Ladyfest: How did you get started in your line of work?
Terri: I left my career in Social Services after many years of counseling people and working within a bureaucracy. I returned to school and received a degree in Communications. While enrolled, I interned first at KVMR, then at the old FCAT, Community Access Telelvision Station. I started out not knowing anything about how individuals’ voices can be heard via local, independent media. I ended up as an advocate for people to use their right of freedom of speech and use our local media, as it is one of the few real freedoms we have left.
L: What do you enjoy the most about your work at NCTV?
T: I enjoy the variety. I enjoy the challenge of working in a technical world when I, myself, am not a “techie.” I enjoy being connected to the community in a broad way. I enjoy working out front, as well as behind the scenes, doing something (programming a television station) that most people take for granted, and have no idea how it all works.

L: What is the most challenging aspect of your work?
T: The world of community access television is a very specialized area. Most people have no real understanding of what it is, and how it can be of benefit to them and to our community. I want to get the word out to more people so that they can utilize it to the fullest.
L: Where do you get your inspiration?
T: I write, and do photography and videography. I love Nature and working outside. I also love the spontaneous…catching something as it is naturally occurring. I also love working with musicians, and get excited by their talents, which brings out my own.
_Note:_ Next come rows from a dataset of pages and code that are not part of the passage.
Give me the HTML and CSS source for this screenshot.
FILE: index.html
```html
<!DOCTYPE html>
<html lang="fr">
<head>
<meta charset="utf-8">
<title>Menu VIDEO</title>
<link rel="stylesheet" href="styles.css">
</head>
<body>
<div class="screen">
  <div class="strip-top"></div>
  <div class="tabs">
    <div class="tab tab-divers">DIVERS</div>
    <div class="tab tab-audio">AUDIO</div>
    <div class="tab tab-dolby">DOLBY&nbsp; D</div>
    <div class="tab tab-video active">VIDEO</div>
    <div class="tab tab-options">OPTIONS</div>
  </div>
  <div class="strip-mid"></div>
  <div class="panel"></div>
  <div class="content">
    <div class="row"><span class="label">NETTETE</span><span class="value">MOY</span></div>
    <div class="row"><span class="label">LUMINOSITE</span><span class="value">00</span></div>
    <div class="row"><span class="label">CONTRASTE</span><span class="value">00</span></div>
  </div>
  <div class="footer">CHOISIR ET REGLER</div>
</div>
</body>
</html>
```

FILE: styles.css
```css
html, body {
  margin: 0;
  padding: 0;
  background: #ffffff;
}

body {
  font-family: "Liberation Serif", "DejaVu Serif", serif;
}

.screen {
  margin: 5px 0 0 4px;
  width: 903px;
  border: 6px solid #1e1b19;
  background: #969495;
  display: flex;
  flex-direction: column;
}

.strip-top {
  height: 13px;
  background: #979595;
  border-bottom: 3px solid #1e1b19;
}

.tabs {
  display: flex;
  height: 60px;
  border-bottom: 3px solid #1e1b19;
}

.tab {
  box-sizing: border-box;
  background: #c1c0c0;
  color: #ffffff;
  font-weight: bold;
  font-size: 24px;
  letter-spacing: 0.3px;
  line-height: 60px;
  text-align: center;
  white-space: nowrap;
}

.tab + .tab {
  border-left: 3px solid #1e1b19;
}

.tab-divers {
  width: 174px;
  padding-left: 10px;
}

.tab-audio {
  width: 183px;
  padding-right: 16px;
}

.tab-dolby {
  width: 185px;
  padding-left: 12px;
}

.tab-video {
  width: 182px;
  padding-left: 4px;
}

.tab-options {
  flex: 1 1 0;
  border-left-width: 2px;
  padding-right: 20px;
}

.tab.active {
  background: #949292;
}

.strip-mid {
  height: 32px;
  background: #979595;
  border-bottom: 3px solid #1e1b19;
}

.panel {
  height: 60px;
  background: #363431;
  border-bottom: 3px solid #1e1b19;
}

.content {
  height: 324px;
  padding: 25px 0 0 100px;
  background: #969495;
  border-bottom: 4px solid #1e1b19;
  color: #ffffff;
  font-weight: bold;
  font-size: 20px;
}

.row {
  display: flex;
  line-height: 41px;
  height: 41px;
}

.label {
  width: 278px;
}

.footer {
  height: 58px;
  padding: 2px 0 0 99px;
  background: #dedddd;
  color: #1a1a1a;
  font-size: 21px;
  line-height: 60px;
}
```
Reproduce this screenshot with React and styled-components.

I love brainstorming, and working with like-minded people…when ideas are firing one right after the other, and it seems like anything is possible.

L: Do you feel that your gender has impacted your professional life in any way?
T: I actually think that in today’s world, being a woman may have advantages. There are more grants, for example, for women in the arts than there was say, twenty years ago.
L: What advice would you give young women who aspire to enter your field?
T: I would encourage them to get an education and make the most of it; to try different things until they find their “right livelihood,” then keep on going and keep on learning new things. Also, to take nothing for granted and remember to SHINE, SHINE, SHINE!

Terri Hicklin will be a participant in Ladyfest’s Media Panel from 11:30am-12:30pm.